Why The Customer Is Always Right, But Your Old Retail Boss Is Wrong
How the modern interpretation of "The Customer is Always Right" misses the mark
If you’ve ever worked retail, you’ve certainly had a boss tell you “The customer is always right”.
That saying never seems to appear when a customer has calmly noted a mistake—It’s always to defuse an angry situation with an irate customer.
Your blood may boil even reading the phrase, but the customer IS always right—just not in the way most managers seem to think.
Lets dive into why your old manager was wrong, why the customer is always right, and how you can use the difference to guide your business
Was Your Manager Wrong?
Absolutely. And I’m sure it’s great to hear someone in your corner years later.
Throwing employees under the bus to appease the minority of unreasonable, angry customer is a terrible path to employee retention, and a profitable company.
Retail loses $19 Billion in sales and 230 million days of productivity every year from employee turnover.
The retail turnover isn’t just the cost of business; retail turnover is 4x other industry average because of this “appease-at-all-costs” manager mindset.
The costs to a lost sale may be immediately visible, but the costs of a lost employee are hidden and larger.
Happy employees are 13% more productive.
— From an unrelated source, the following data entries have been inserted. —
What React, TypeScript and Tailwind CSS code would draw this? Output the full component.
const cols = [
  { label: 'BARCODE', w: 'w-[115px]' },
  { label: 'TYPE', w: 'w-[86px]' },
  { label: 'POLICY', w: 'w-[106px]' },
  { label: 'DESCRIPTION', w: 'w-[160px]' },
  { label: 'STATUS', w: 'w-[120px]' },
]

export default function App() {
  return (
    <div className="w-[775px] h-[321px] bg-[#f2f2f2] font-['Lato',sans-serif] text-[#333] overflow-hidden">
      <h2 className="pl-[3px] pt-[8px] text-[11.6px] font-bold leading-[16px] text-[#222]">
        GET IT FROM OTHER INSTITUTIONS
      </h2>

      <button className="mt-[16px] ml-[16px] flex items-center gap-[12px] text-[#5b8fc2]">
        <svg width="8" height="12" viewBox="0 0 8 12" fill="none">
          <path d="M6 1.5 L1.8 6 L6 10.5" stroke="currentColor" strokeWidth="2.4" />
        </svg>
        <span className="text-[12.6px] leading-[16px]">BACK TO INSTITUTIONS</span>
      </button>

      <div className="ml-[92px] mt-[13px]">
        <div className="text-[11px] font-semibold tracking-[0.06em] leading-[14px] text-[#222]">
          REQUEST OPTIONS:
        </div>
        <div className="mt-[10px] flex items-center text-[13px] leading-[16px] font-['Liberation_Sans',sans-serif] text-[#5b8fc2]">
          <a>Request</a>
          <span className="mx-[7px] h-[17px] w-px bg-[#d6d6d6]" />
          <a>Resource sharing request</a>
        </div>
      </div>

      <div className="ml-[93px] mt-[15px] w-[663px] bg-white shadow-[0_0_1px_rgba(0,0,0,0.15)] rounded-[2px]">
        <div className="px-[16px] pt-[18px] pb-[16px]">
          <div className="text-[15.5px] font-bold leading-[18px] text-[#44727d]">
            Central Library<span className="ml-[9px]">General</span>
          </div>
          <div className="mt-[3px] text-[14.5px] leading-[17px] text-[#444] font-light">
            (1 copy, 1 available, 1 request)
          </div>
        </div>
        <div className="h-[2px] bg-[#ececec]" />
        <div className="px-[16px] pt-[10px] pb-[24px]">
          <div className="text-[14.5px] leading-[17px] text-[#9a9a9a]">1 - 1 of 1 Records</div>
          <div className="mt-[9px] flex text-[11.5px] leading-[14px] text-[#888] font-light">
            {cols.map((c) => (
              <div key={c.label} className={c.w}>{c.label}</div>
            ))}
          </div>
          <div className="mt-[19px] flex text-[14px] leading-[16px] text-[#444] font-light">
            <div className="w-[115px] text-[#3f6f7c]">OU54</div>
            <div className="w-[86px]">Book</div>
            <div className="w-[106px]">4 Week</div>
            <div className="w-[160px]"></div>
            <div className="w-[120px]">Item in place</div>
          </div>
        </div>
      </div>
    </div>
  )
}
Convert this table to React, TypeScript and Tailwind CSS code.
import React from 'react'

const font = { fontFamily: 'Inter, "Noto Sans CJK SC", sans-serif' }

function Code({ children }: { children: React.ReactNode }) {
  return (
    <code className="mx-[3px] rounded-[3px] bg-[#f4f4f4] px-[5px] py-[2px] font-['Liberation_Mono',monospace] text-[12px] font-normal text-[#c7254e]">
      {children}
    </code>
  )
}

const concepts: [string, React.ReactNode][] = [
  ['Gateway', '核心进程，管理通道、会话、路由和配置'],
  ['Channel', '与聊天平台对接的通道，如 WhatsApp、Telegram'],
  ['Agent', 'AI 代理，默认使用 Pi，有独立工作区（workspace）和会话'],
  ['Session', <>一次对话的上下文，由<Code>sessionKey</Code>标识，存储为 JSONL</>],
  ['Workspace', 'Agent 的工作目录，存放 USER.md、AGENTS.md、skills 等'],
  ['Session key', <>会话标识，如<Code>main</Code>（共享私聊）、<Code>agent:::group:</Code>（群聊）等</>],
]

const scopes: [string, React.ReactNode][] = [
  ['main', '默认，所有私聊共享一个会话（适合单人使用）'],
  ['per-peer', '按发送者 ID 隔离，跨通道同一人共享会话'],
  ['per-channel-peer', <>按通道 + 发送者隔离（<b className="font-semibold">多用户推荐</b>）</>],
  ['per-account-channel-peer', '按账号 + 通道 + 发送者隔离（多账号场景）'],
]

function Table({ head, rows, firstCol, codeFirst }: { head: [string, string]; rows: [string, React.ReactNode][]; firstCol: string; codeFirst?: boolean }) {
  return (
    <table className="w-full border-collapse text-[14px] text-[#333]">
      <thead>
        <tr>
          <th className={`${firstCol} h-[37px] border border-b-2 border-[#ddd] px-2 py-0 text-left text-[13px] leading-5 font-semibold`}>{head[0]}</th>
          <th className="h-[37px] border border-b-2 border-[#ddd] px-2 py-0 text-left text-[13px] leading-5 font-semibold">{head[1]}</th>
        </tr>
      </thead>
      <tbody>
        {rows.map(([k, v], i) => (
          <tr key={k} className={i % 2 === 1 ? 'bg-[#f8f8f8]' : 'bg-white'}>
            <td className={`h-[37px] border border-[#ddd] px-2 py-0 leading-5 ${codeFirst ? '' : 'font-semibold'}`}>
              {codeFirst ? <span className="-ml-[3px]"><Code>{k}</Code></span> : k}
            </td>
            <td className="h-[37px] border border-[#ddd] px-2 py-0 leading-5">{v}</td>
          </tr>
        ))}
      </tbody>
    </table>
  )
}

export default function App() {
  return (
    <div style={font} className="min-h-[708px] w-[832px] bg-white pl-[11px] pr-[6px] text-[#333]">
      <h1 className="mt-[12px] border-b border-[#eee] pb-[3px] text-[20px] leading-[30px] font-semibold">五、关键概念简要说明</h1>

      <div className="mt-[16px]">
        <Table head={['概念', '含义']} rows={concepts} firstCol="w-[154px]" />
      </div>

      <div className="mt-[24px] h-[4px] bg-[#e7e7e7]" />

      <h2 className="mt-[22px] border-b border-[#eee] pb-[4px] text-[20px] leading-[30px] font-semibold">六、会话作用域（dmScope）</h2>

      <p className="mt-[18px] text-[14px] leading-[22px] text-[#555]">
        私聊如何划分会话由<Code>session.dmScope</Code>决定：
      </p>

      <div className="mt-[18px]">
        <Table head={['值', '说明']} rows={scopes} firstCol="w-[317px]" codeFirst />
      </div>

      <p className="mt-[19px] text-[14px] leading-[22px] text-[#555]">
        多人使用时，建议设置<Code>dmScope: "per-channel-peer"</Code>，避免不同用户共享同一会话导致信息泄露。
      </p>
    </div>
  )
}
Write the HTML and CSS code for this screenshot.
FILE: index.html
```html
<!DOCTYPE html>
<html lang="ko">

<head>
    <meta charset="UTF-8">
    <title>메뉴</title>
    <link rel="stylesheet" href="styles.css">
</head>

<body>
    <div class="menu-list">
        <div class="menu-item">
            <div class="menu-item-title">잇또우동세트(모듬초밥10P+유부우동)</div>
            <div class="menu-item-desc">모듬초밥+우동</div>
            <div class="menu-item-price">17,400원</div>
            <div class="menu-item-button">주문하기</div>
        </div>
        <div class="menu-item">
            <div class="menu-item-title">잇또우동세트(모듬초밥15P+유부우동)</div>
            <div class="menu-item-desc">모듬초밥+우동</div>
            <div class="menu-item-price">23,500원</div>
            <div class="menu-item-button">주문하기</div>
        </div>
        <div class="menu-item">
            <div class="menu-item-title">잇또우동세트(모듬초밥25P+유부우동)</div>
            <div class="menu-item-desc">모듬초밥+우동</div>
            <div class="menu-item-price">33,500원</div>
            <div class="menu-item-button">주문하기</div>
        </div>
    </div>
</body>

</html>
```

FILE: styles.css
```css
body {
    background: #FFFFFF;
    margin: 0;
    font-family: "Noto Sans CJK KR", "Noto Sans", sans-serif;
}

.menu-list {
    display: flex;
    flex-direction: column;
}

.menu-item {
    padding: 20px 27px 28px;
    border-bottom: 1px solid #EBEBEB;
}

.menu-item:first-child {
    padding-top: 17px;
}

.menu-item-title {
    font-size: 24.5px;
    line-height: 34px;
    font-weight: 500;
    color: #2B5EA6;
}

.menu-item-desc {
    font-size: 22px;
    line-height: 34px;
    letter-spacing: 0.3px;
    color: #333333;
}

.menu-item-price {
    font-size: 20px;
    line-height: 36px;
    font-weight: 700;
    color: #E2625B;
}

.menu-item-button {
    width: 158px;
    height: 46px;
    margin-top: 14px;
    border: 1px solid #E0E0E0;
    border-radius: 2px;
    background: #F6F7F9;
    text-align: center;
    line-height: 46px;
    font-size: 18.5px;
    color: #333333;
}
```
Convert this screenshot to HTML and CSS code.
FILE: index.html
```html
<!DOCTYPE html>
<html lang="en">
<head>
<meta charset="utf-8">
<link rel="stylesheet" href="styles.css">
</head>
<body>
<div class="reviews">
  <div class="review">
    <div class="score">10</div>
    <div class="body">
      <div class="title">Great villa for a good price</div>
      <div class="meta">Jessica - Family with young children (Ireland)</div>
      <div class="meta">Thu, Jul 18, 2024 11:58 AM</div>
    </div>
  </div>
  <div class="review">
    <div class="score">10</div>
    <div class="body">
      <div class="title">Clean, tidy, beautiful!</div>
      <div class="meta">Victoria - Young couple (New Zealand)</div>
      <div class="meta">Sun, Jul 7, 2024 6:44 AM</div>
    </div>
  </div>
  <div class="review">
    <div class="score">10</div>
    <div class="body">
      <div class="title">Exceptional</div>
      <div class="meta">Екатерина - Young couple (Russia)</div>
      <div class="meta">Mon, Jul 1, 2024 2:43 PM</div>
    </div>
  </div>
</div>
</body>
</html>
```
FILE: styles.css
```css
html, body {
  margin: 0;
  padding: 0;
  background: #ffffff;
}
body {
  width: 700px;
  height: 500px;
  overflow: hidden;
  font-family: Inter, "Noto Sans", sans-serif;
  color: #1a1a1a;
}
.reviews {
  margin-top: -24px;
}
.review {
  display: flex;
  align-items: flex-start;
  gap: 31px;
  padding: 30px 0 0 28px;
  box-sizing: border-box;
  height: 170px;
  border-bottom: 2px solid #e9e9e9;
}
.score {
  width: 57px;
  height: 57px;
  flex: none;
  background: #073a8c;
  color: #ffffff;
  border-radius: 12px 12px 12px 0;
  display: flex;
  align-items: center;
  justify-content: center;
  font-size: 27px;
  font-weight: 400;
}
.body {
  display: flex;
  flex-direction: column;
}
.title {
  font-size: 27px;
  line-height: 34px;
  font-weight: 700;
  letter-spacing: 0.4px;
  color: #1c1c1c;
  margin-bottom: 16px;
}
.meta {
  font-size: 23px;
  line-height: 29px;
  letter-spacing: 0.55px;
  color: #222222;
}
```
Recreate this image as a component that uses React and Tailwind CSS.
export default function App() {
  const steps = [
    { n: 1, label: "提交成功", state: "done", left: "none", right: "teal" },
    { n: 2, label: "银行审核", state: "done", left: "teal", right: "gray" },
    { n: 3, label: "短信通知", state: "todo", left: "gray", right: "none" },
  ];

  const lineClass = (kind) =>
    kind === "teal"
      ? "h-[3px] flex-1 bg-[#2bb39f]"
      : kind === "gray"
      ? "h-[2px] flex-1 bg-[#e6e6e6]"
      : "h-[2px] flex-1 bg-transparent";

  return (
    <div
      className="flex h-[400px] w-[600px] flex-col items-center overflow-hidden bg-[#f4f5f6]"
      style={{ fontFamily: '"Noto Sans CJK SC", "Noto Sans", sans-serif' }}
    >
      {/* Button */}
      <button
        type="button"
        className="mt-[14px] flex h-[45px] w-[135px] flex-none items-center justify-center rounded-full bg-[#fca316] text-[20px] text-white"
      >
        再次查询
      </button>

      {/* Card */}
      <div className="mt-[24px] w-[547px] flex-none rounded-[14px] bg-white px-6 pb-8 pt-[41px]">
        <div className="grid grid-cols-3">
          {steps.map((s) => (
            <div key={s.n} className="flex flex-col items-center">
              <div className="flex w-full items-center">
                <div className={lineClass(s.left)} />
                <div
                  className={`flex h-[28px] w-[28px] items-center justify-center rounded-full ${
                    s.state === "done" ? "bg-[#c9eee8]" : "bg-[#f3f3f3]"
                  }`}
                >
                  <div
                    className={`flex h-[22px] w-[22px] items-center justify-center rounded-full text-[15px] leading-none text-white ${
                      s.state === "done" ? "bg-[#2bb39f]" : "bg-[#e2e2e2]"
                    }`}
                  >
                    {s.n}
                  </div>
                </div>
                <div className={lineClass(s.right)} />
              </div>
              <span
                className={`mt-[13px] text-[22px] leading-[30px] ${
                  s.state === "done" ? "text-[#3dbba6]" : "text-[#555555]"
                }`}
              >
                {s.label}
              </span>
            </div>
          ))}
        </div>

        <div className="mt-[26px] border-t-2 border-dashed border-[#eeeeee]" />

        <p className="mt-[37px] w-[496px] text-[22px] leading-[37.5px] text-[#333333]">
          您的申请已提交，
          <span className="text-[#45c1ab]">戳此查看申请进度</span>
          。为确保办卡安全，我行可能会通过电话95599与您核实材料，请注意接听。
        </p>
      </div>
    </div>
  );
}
Unhappy retail employees give the business a 1-2 punch—less productive when working, and more likely to quit unexpectedly.
As if created to be the perfect foil to Wal-Mart1 regarding employee satisfaction, Costco proves an employee-focused retailer can succeed:
Costco offers significantly higher wages than comparable positions at Walmart
Costco offers health insurance, and pays most of the employees’ premium
Resulting in:
The average Costco employee generating nearly triple the revenue produced by the average Walmart and Target employee
If employee satisfaction is important, does that mean we can neglect the customer and still run a good business?
No—the individual customer may not be correct, but the Customer2 is always right
But The Customer Is Always Right
The story begins and ends with your customer.3 If you’re unable to sell a product someone wants—at a price they can afford—you’re out of luck.
You need a desirable offering.
“The Customer is always right” should mean that a business should sell what the customer base wants.
You’re the clothing orderer at the New York City Ralph Lauren. You’re a trendsetter. People come to your store to be shown what’s in style.
But you’re not insulated from customer preferences, even as popular as you are.
You think black raincoats are the bees knees4 and match everything. So you order 150 black coats and 10 assorted other colors for the next few weeks.
If customers get into no-holds-barred fights over the few yellow jackets, you need to stock more yellow jackets.
You can ignore a single customer, but you can’t afford to ignore what your customer base wants5.
If you continue to order black raincoats—because of the your fashion beliefs—despite the clear customer preference for yellow coats, you will eventually fail.
Your personal preference isn’t right. The Customer is always right
What the saying should mean isn’t how managers understand it.
Each individual customer can be wrong, but your business needs to serve customers—not expect them to grovel and pick whatever you serve them.
How To Use The Difference to Guide Your Business
Customer satisfaction matters.
But employee experience may matter just as much. If you’re throwing your employees under the bus for your customers, you’re not setting yourself up for success.
Instead, you should look at the trends6, fears, and wishes of your customers.
You need to be empathizing and understanding your customers to the highest level possible so that you can win their loyalty.
You may know your business area extremely well—you may know what product is the best value for the money, or the one with the most features, but it doesn’t matter unless the customer base agrees.
Customers vote with their feet.
Because of that—in the long run—the Customer is always right.
Or any customer-over-employee business model
Capital “C” customer
True for any non-governmental entity. But even for governmental entities, someone is still the “customer”
Good and trendy
Important Note: This does not mean that you should only aim for mass appeal. You can make a great company catering to an extremely specific niche. However, ignore your specific customer base at your own peril
Don’t let the word “trends” keep you from doing focus groups or other interviews with individuals. Those stories are important, especially when aggregated.